The game finishes 3-3. It is, McGowan says shaking his head, “another miracle.” The draw means that Hamilton drops to second, but stays ahead of Celtic in third place. It has been 30 years since a team other than Rangers or Celtic won the league. The last team to achieve that feat was Aberdeen, coached by a young Sir Alex Ferguson.
The night falls at New Douglas Park as the spectators head home. One of the last people to leave is Colin, who has been checking over spreadsheets and piles of invoices. While he’s never been much of a football man he knows how to run a business, even if that is a secondary concern to the divine mission he believes he has been handed. “If someone said we’d guarantee you’d win the Premiership if you give up your addiction stuff I’d say I’d rather drop a division because we’d be traitors to the community,” he says, turning the light out in his office. “Sometimes you have to surrender to win.”

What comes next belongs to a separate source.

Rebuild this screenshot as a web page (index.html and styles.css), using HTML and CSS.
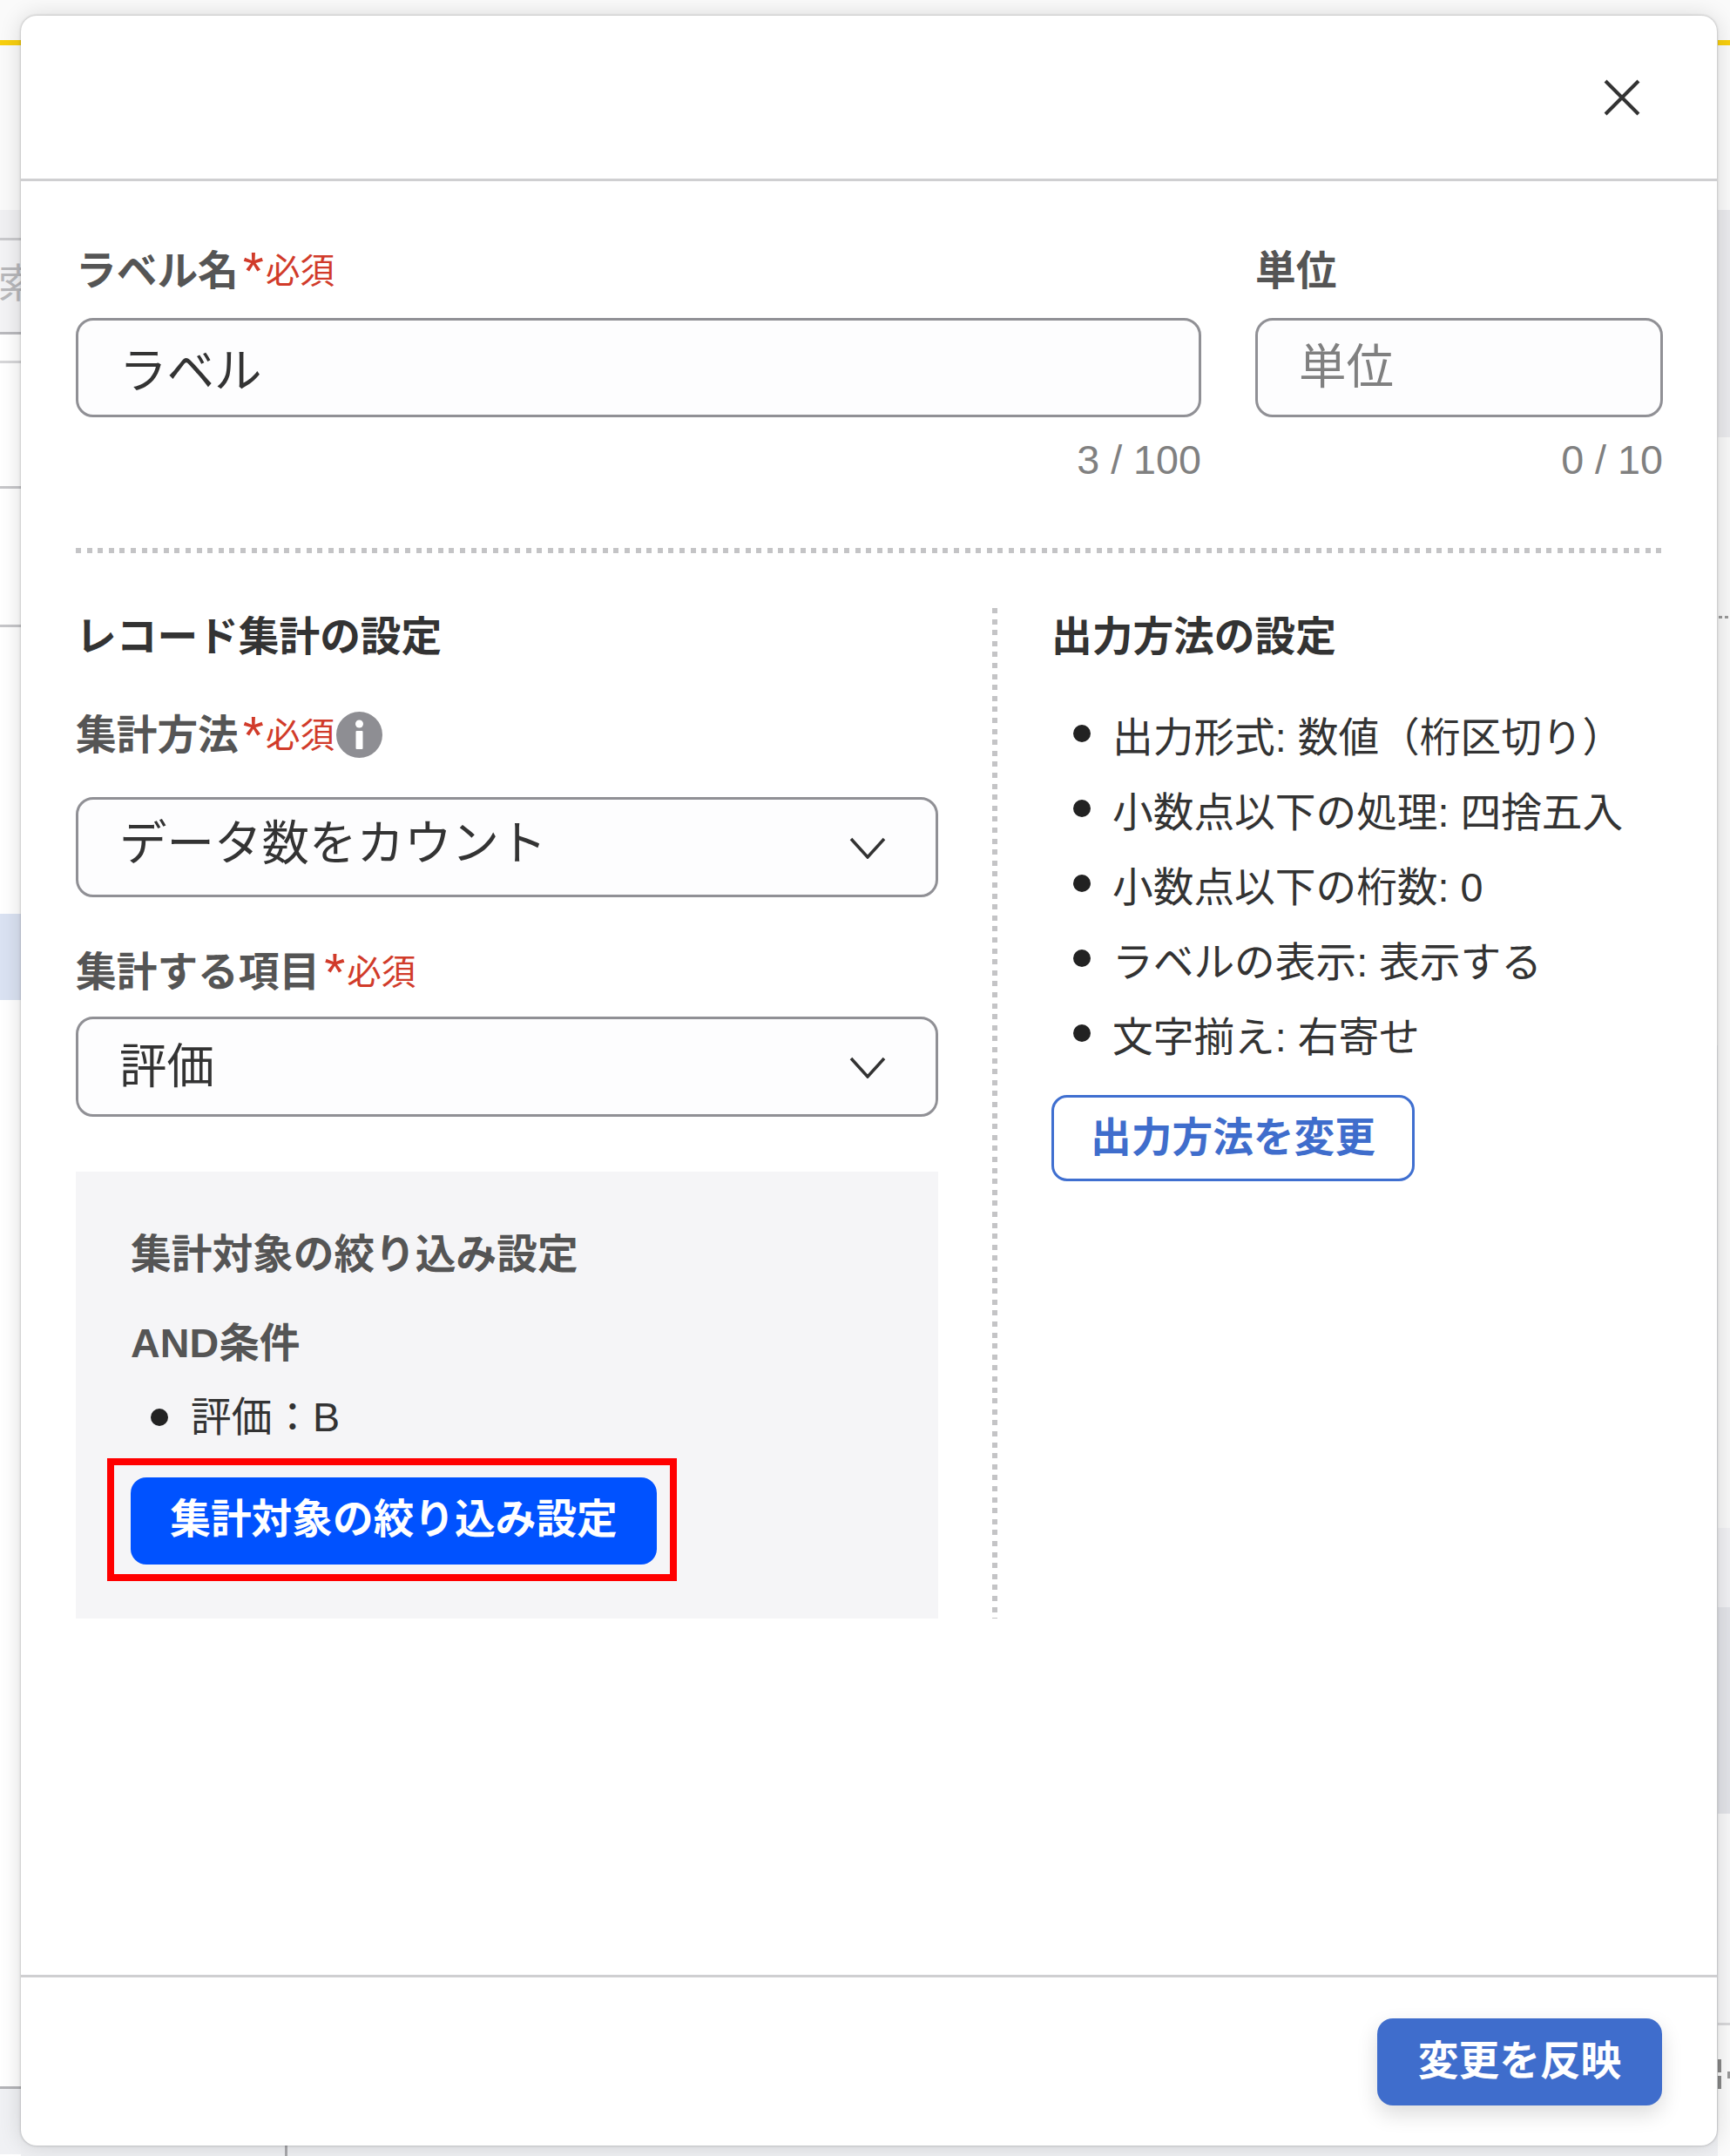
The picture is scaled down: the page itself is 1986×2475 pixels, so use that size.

It isn’t clear whether he’s talking about drugs, booze, football or God.
On 9th January Alex Neil left Hamilton Academical after ten years at New Douglas Park to become the manager of Norwich City, a huge step up. Football fans are notoriously unforgiving when they sense betrayal, but the Accies’ supporters – as well as the board and the players – flooded him with messages of appreciation and support.
Three weeks later, Neil bought Tony Andreu for a reported £1 million, a windfall for Hamilton. The club’s form nose-dived immediately after Neil’s departure and, at the time of press, qualification for European competition looks increasingly unlikely. But Hamilton, as Colin likes to point out, is a club where miracles can happen.